(What the task requires):
From the entries below, tally how many lines contain "TypeScript" and report only that figure.

(Input for this task):

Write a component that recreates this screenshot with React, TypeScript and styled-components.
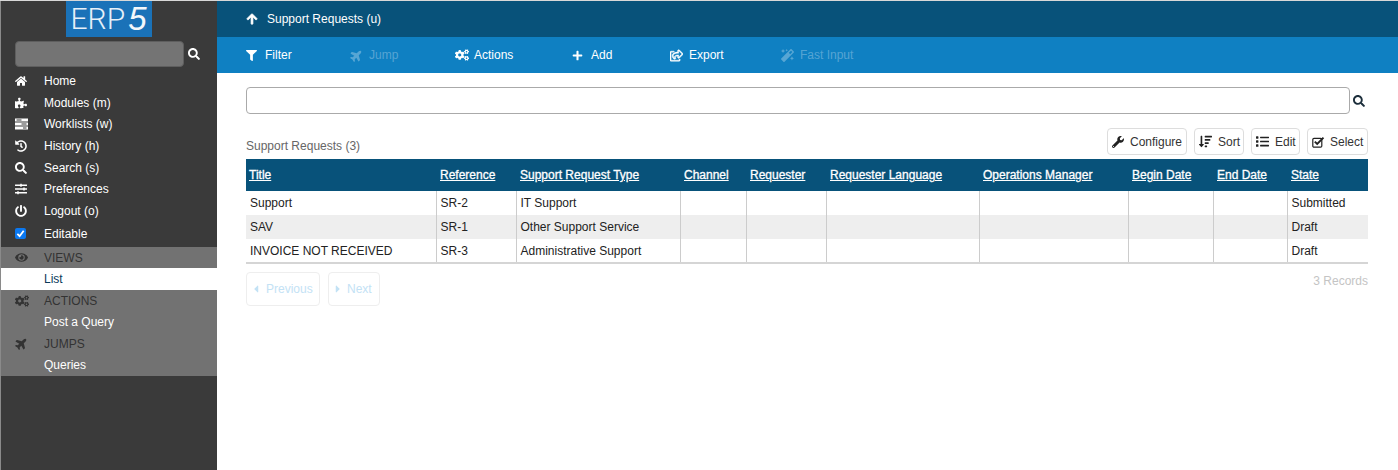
import React from 'react';
import styled, { createGlobalStyle } from 'styled-components';
import {
  FaHome, FaPuzzlePiece, FaHistory, FaSearch, FaSlidersH, FaPowerOff, FaEye, FaCogs, FaPlane,
  FaArrowUp, FaFilter, FaPlus, FaRegShareSquare, FaMagic, FaWrench, FaSortAmountDown, FaList,
  FaCaretLeft, FaCaretRight,
} from 'react-icons/fa';

const Global = createGlobalStyle`
  html, body { margin: 0; padding: 0; height: 100%; background: #fff; }
  body { font-family: "Liberation Sans", Arial, sans-serif; font-size: 12px; color: #222; }
  #root { height: 100%; }
  * { box-sizing: border-box; }
`;

const Page = styled.div`
  display: grid;
  grid-template-columns: 217px 1fr;
  width: 1398px;
  height: 470px;
  border-top: 1px solid #d8d8d8;
  overflow: hidden;
`;

const Sidebar = styled.aside`
  background: #3a3a3a;
  border-left: 1px solid #8a8a8a;
  display: flex;
  flex-direction: column;
`;

const LogoWrap = styled.div`
  display: flex;
  justify-content: center;
  padding-right: 1px;
`;

const Logo = styled.div`
  width: 86px;
  height: 36px;
  background: #1a72b8;
  color: #e6f0f8;
  display: flex;
  align-items: center;
  justify-content: center;
  font-family: Roboto, sans-serif;
  font-weight: 300;
  font-size: 30px;
  line-height: 36px;
`;

const LogoFive = styled.span`
  font-family: "Liberation Sans", sans-serif;
  font-style: italic;
  font-weight: 400;
  font-size: 33px;
  line-height: 36px;
  margin-left: 3px;
  color: #f2f7fb;
`;

const SideSearch = styled.div`
  display: flex;
  align-items: center;
  margin: 4px 0 0 14px;
  height: 26px;
  color: #fff;
`;

const SideInput = styled.div`
  width: 169px;
  height: 26px;
  background: #747474;
  border: 1px solid #5e5e5e;
  border-radius: 4px;
  margin-right: 4px;
`;

const SideList = styled.nav`
  display: flex;
  flex-direction: column;
  margin-top: 3.4px;
`;

const SideItem = styled.div<{ $tall?: boolean }>`
  display: flex;
  align-items: center;
  height: ${p => (p.$tall ? '23.5px' : '21.6px')};
  padding-top: ${p => (p.$tall ? '1px' : '0')};
  color: #fff;
  font-size: 12px;
`;

const SideIcon = styled.span`
  width: 43px;
  padding-left: 14px;
  display: flex;
  align-items: center;
  font-size: 12px;
  color: inherit;
`;

const PlaneIcon = styled(FaPlane)`
  transform: rotate(-45deg);
`;

const Check = styled.span`
  width: 11px;
  height: 11px;
  border-radius: 2px;
  background: #0b78f0;
  display: flex;
  align-items: center;
  justify-content: center;
`;

const Panel = styled.div`
  display: flex;
  flex-direction: column;
  margin-top: 1.8px;
  background: #727272;
`;

const PanelHead = styled.div`
  display: flex;
  align-items: center;
  height: 21.5px;
  color: #333;
  font-size: 12px;
`;

const PanelItem = styled.div<{ $active?: boolean }>`
  height: 21.5px;
  padding-left: 43px;
  display: flex;
  align-items: center;
  background: ${p => (p.$active ? '#fff' : 'transparent')};
  color: ${p => (p.$active ? '#0b3a5a' : '#fff')};
  font-size: 12px;
`;

const Main = styled.main`
  display: flex;
  flex-direction: column;
  min-width: 0;
`;

const Header = styled.header`
  height: 36px;
  background: #08527a;
  color: #fff;
  display: flex;
  align-items: center;
  padding-left: 29px;
  font-size: 12px;
`;

const HeaderIcon = styled.span`
  display: flex;
  width: 21px;
  font-size: 12px;
  svg { stroke: currentColor; stroke-width: 30px; }
`;

const Toolbar = styled.div`
  height: 36px;
  background: #0f80c2;
  display: flex;
  align-items: center;
  padding-left: 29px;
`;

const Tool = styled.div<{ $w: number; $off?: boolean }>`
  width: ${p => p.$w}px;
  display: flex;
  align-items: center;
  font-size: 12px;
  color: ${p => (p.$off ? 'rgba(255,255,255,0.3)' : '#fff')};
`;

const ToolIcon = styled.span`
  width: 19px;
  display: flex;
  align-items: center;
`;

const ExportIcon = styled(FaRegShareSquare)`
  stroke: currentColor;
  stroke-width: 20px;
`;

const Content = styled.div`
  padding: 14px 30px 0 29px;
  display: flex;
  flex-direction: column;
`;

const SearchRow = styled.div`
  display: flex;
  align-items: center;
  height: 27px;
  color: #1d2f3c;
`;

const SearchBox = styled.div`
  width: 1104px;
  height: 27px;
  border: 1px solid #aaa;
  border-radius: 4px;
`;

const SearchIcon = styled.span`
  display: flex;
  margin-left: 3px;
  font-size: 12px;
`;

const ListHead = styled.div`
  display: flex;
  align-items: flex-end;
  justify-content: space-between;
  margin-top: 14px;
  height: 27px;
`;

const ListTitle = styled.div`
  color: #666;
  font-size: 12px;
  line-height: 14px;
  padding-bottom: 2px;
`;

const Buttons = styled.div`
  display: flex;
  gap: 7px;
`;

const SmallButton = styled.div<{ $w: number; $gap: number }>`
  width: ${p => p.$w}px;
  height: 27px;
  border: 1px solid #ddd;
  border-radius: 4px;
  display: flex;
  align-items: center;
  padding-left: 4px;
  gap: ${p => p.$gap}px;
  color: #333;
  font-size: 12px;
  white-space: nowrap;
  svg { color: #222; flex: none; }
`;

const Table = styled.table`
  margin-top: 4px;
  width: 1122px;
  border-collapse: collapse;
  table-layout: fixed;
  font-size: 12px;
  border-bottom: 2px solid #d5d5d5;
`;

const Th = styled.th`
  height: 32px;
  background: #08527a;
  color: #fff;
  font-weight: 400;
  -webkit-text-stroke: 0.3px #fff;
  text-align: left;
  padding: 0 3px 0 4px;
  text-decoration: underline;
  white-space: nowrap;
  overflow: hidden;
  &:first-child { padding-left: 3px; }
`;

const Tr = styled.tr<{ $alt?: boolean }>`
  background: ${p => (p.$alt ? '#eeeeee' : '#fff')};
`;

const Td = styled.td`
  height: 24px;
  padding: 0 3px 0 4px;
  color: #222;
  border-left: 1px solid #ccc;
  white-space: nowrap;
  overflow: hidden;
  &:first-child { border-left: 0; }
`;

const Footer = styled.div`
  display: flex;
  justify-content: space-between;
  margin-top: 8px;
`;

const Pager = styled.div`
  display: flex;
  gap: 8px;
`;

const PageButton = styled.div<{ $w: number; $gap: number }>`
  width: ${p => p.$w}px;
  height: 34px;
  border: 1px solid #eee;
  border-radius: 4px;
  display: flex;
  align-items: center;
  padding-left: 3px;
  gap: ${p => p.$gap}px;
  color: #c3e2f5;
  font-size: 12px;
`;

const Records = styled.div`
  color: #c4c4c4;
  font-size: 12px;
  line-height: 14px;
  margin-top: 2px;
`;

const TasksIcon = () => (
  <svg width="13" height="12" viewBox="0 0 13 12" fill="currentColor">
    <path d="M0 0.5h13v3H0zM0 4.5h13v3H0zM0 8.5h13v3H0z" />
    <path d="M6.5 5.5h5v1h-5zM1.5 1.5h5v1h-5zM8 9.5h3.5v1H8z" fill="#3a3a3a" />
  </svg>
);

const CheckSquareIcon = () => (
  <svg width="13" height="12" viewBox="0 0 13 12" fill="none" stroke="currentColor">
    <rect x="0.8" y="2.3" width="9" height="8.9" rx="1.2" strokeWidth="1.2" />
    <path d="M2.8 5.6 5.2 8l6.3-6.3" strokeWidth="1.9" />
  </svg>
);

const nav = [
  { icon: <FaHome />, label: 'Home' },
  { icon: <FaPuzzlePiece />, label: 'Modules (m)' },
  { icon: <TasksIcon />, label: 'Worklists (w)' },
  { icon: <FaHistory />, label: 'History (h)' },
  { icon: <FaSearch />, label: 'Search (s)' },
  { icon: <FaSlidersH />, label: 'Preferences' },
  { icon: <FaPowerOff />, label: 'Logout (o)' },
];

const tools = [
  { icon: <FaFilter size={11} />, label: 'Filter', w: 104 },
  { icon: <PlaneIcon size={13} />, label: 'Jump', w: 105, off: true },
  { icon: <FaCogs size={14} />, label: 'Actions', w: 117 },
  { icon: <FaPlus size={11} />, label: 'Add', w: 98 },
  { icon: <ExportIcon size={13} />, label: 'Export', w: 111 },
  { icon: <FaMagic size={13} />, label: 'Fast Input', w: 100, off: true },
];

const cols: [string, number][] = [
  ['Title', 190], ['Reference', 80], ['Support Request Type', 164], ['Channel', 66], ['Requester', 80],
  ['Requester Language', 153], ['Operations Manager', 149], ['Begin Date', 85], ['End Date', 74], ['State', 81],
];

const rows = [
  ['Support', 'SR-2', 'IT Support', 'Submitted'],
  ['SAV', 'SR-1', 'Other Support Service', 'Draft'],
  ['INVOICE NOT RECEIVED', 'SR-3', 'Administrative Support', 'Draft'],
];

export default function App() {
  return (
    <>
      <Global />
      <Page>
        <Sidebar>
          <LogoWrap>
            <Logo>ERP<LogoFive>5</LogoFive></Logo>
          </LogoWrap>
          <SideSearch>
            <SideInput />
            <FaSearch size={12} />
          </SideSearch>
          <SideList>
            {nav.map(({ icon, label }) => (
              <SideItem key={label}>
                <SideIcon>{icon}</SideIcon>
                {label}
              </SideItem>
            ))}
            <SideItem $tall>
              <SideIcon>
                <Check>
                  <svg width="9" height="9" viewBox="0 0 10 10" fill="none" stroke="#fff" strokeWidth="2"><path d="M1.5 5.5 4 8l4.5-6" /></svg>
                </Check>
              </SideIcon>
              Editable
            </SideItem>
          </SideList>
          <Panel>
            <PanelHead><SideIcon><FaEye size={13} /></SideIcon>VIEWS</PanelHead>
            <PanelItem $active>List</PanelItem>
            <PanelHead><SideIcon><FaCogs size={14} /></SideIcon>ACTIONS</PanelHead>
            <PanelItem>Post a Query</PanelItem>
            <PanelHead><SideIcon><PlaneIcon size={13} /></SideIcon>JUMPS</PanelHead>
            <PanelItem>Queries</PanelItem>
          </Panel>
        </Sidebar>
        <Main>
          <Header>
            <HeaderIcon><FaArrowUp /></HeaderIcon>
            Support Requests (u)
          </Header>
          <Toolbar>
            {tools.map(({ icon, label, w, off }) => (
              <Tool key={label} $w={w} $off={off}><ToolIcon>{icon}</ToolIcon>{label}</Tool>
            ))}
          </Toolbar>
          <Content>
            <SearchRow>
              <SearchBox />
              <SearchIcon><FaSearch /></SearchIcon>
            </SearchRow>
            <ListHead>
              <ListTitle>Support Requests (3)</ListTitle>
              <Buttons>
                <SmallButton $w={80} $gap={6}><FaWrench size={12} />Configure</SmallButton>
                <SmallButton $w={50} $gap={6}><FaSortAmountDown size={13} />Sort</SmallButton>
                <SmallButton $w={49} $gap={6}><FaList size={13} />Edit</SmallButton>
                <SmallButton $w={61} $gap={5}><CheckSquareIcon />Select</SmallButton>
              </Buttons>
            </ListHead>
            <Table>
              <colgroup>
                {cols.map(([n, w]) => <col key={n} style={{ width: w }} />)}
              </colgroup>
              <thead>
                <tr>{cols.map(([n]) => <Th key={n}>{n}</Th>)}</tr>
              </thead>
              <tbody>
                {rows.map((r, i) => (
                  <Tr key={r[0]} $alt={i === 1}>
                    <Td>{r[0]}</Td>
                    <Td>{r[1]}</Td>
                    <Td>{r[2]}</Td>
                    <Td /><Td /><Td /><Td /><Td /><Td />
                    <Td>{r[3]}</Td>
                  </Tr>
                ))}
              </tbody>
            </Table>
            <Footer>
              <Pager>
                <PageButton $w={74} $gap={4}><FaCaretLeft size={12} />Previous</PageButton>
                <PageButton $w={52} $gap={3}><FaCaretRight size={12} />Next</PageButton>
              </Pager>
              <Records>3 Records</Records>
            </Footer>
          </Content>
        </Main>
      </Page>
    </>
  );
}
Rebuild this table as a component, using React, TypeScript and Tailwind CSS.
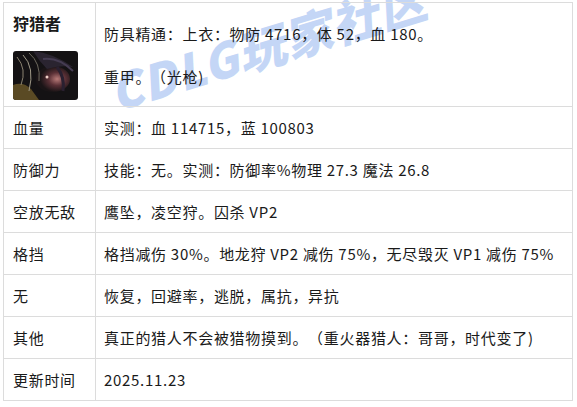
const rows: [string, string][] = [
  ['血量', '实测：血 114715，蓝 100803'],
  ['防御力', '技能：无。实测：防御率%物理 27.3 魔法 26.8'],
  ['空放无敌', '鹰坠，凌空狩。囚杀 VP2'],
  ['格挡', '格挡减伤 30%。地龙狩 VP2 减伤 75%，无尽毁灭 VP1 减伤 75%'],
  ['无', '恢复，回避率，逃脱，属抗，异抗'],
  ['其他', '真正的猎人不会被猎物摸到。（重火器猎人：哥哥，时代变了)'],
  ['更新时间', '2025.11.23'],
];

function Avatar() {
  return (
    <svg width="65" height="49" viewBox="0 0 65 49" className="rounded-[3px] block">
      <defs>
        <radialGradient id="face" cx="0.62" cy="0.5" r="0.5">
          <stop offset="0" stopColor="#b87a78" />
          <stop offset="0.5" stopColor="#5a3036" />
          <stop offset="1" stopColor="#1a1416" />
        </radialGradient>
      </defs>
      <rect width="65" height="49" fill="#141214" />
      <ellipse cx="40" cy="28" rx="17" ry="13" fill="url(#face)" />
      <path d="M0 49 L0 34 Q10 30 18 38 L26 49 Z" fill="#5a4a24" />
      <path d="M4 6 Q14 18 8 34" stroke="#8a8270" strokeWidth="1" fill="none" />
      <path d="M10 4 Q22 16 16 40" stroke="#a09a88" strokeWidth="1" fill="none" />
      <path d="M16 2 Q28 12 26 30" stroke="#6e6a5e" strokeWidth="1" fill="none" />
      <path d="M20 0 Q40 2 60 16 Q46 14 34 18 Q26 10 20 0 Z" fill="#2a2430" />
      <path d="M30 8 Q46 6 60 20" stroke="#453c52" strokeWidth="2" fill="none" />
      <path d="M44 16 Q52 26 50 40" stroke="#2a2030" strokeWidth="3" fill="none" />
      <circle cx="34" cy="26" r="1.5" fill="#f0d0c8" />
    </svg>
  );
}

export default function App() {
  return (
    <div
      className="relative w-[577px] h-[407px] bg-white text-[#1a1a1a] overflow-hidden"
      style={{ fontFamily: '"Noto Sans CJK SC", "Noto Sans", sans-serif' }}
    >
      <div
        className="absolute left-[110px] top-[68px] text-[48px] leading-none font-black italic text-[#c4d6f6] -rotate-[17deg] origin-left whitespace-nowrap pointer-events-none tracking-[1px]"
        style={{ fontFamily: '"Noto Sans CJK SC", sans-serif' }}
      >
        CDLG玩家社区
      </div>
      <div className="absolute left-[3px] top-[2px]">
        <table className="border-collapse text-[15px] leading-[20px] tracking-[0.7px] [text-spacing-trim:space-all]">
          <tbody>
            <tr>
              <td className="border border-[#dcdcdc] w-[92px] h-[104px] align-top pl-[9px] pt-[10px]">
                <div className="font-bold text-[16px] leading-[20px] tracking-normal">狩猎者</div>
                <div className="mt-[18px]">
                  <Avatar />
                </div>
              </td>
              <td className="border border-[#dcdcdc] w-[477px] align-top pl-[8px] pt-[21px]">
                <p>防具精通：上衣：物防 4716，体 52，血 180。</p>
                <p className="mt-[23px]">重甲。（光枪)</p>
              </td>
            </tr>
            {rows.map(([k, v]) => (
              <tr key={k}>
                <td className="border border-[#dcdcdc] h-[42px] pl-[9px] align-middle">{k}</td>
                <td className="border border-[#dcdcdc] pl-[8px] align-middle whitespace-nowrap">{v}</td>
              </tr>
            ))}
          </tbody>
        </table>
      </div>
    </div>
  );
}
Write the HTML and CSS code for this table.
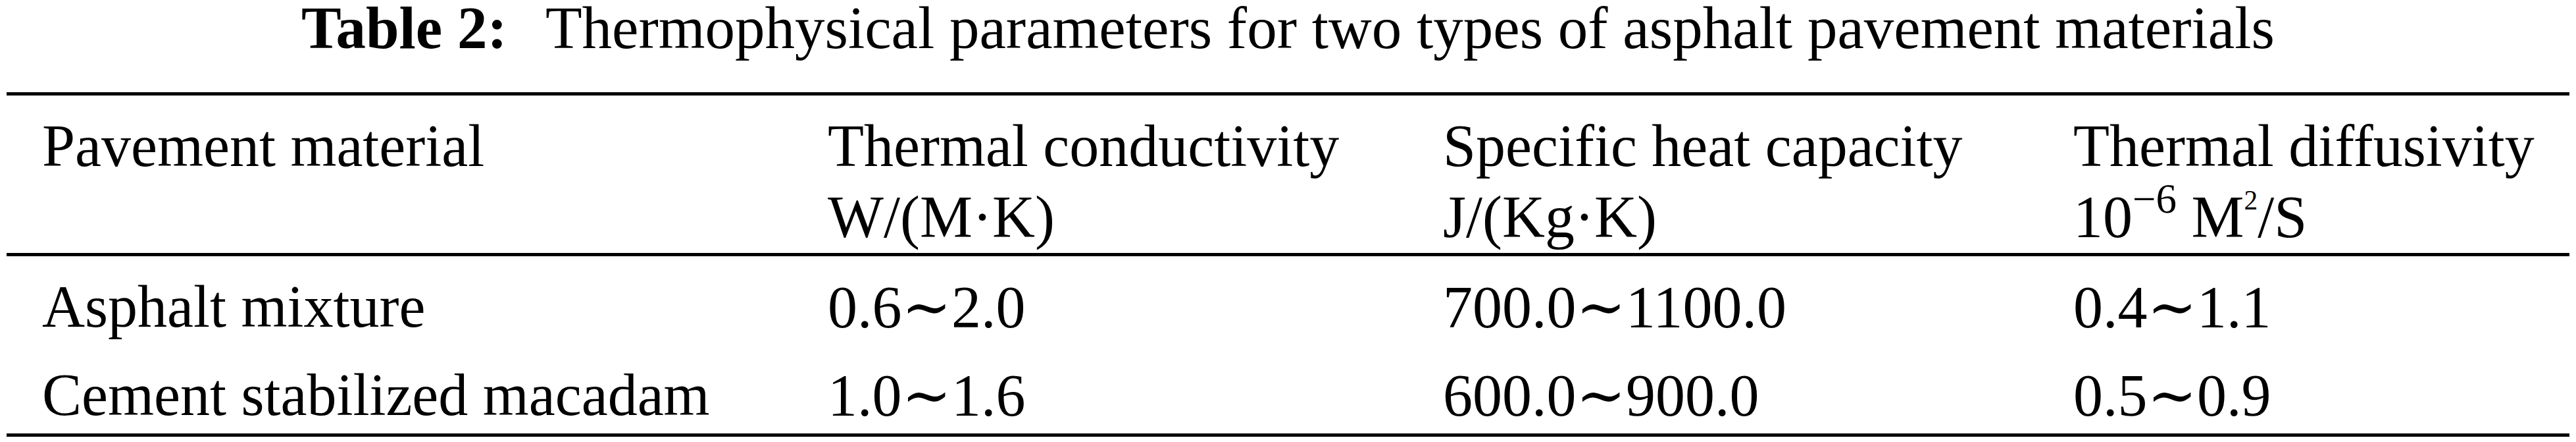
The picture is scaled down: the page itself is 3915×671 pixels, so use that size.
FILE: index.html
```html
<!DOCTYPE html>
<html lang="en">
<head>
<meta charset="utf-8">
<title>Table 2</title>
<link rel="stylesheet" href="styles.css">
</head>
<body>
<div class="page">
  <div class="title"><span class="label">Table 2:</span> Thermophysical parameters for two types of asphalt pavement materials</div>
  <table class="data">
    <colgroup>
      <col class="c1">
      <col class="c2">
      <col class="c3">
      <col class="c4">
    </colgroup>
    <thead>
      <tr>
        <th class="first">Pavement material</th>
        <th>Thermal conductivity<br>W/(M·K)</th>
        <th>Specific heat capacity<br>J/(Kg·K)</th>
        <th>Thermal diffusivity<br>10<sup class="exp">−6</sup> M<sup class="sq">2</sup>/S</th>
      </tr>
    </thead>
    <tbody>
      <tr>
        <td class="first">Asphalt mixture</td>
        <td>0.6<span class="tilde">∼</span>2.0</td>
        <td>700.0<span class="tilde">∼</span>1100.0</td>
        <td>0.4<span class="tilde">∼</span>1.1</td>
      </tr>
      <tr>
        <td class="first">Cement stabilized macadam</td>
        <td>1.0<span class="tilde">∼</span>1.6</td>
        <td>600.0<span class="tilde">∼</span>900.0</td>
        <td>0.5<span class="tilde">∼</span>0.9</td>
      </tr>
    </tbody>
  </table>
</div>
</body>
</html>
```
FILE: styles.css
```css
html, body {
  margin: 0;
  padding: 0;
  background: #fff;
}

body {
  font-family: "Liberation Serif", "Times New Roman", "DejaVu Serif", serif;
  font-size: 90px;
  color: #000;
}

.page {
  padding: 0 10px;
  width: 3895px;
}

.title {
  font-size: 91px;
  text-align: center;
  line-height: 86px;
  height: 86px;
  margin-bottom: 54px;
  white-space: nowrap;
}

.title .label {
  font-weight: bold;
  padding-right: 37px;
}

.data {
  width: 3895px;
  table-layout: fixed;
  border-collapse: separate;
  border-spacing: 0;
}

.c1 { width: 1248px; }
.c2 { width: 935px; }
.c3 { width: 958px; }
.c4 { width: 754px; }

.data th,
.data td {
  font-weight: normal;
  text-align: left;
  vertical-align: top;
  line-height: 108px;
  padding: 23px 0 2px 0;
  white-space: nowrap;
}

.data th {
  padding-bottom: 0;
  border-top: 5px solid #000;
  border-bottom: 5px solid #000;
}

.data .first {
  padding-left: 54px;
}

.data tbody tr:last-child td {
  padding-bottom: 3px;
  border-bottom: 5px solid #000;
}

.exp {
  font-size: 0.7em;
  line-height: 0;
  vertical-align: 0.59em;
}

.sq {
  font-size: 0.46em;
  line-height: 0;
  vertical-align: 1.02em;
}

.tilde {
  font-family: "DejaVu Serif", serif;
}
```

(Right answer):
2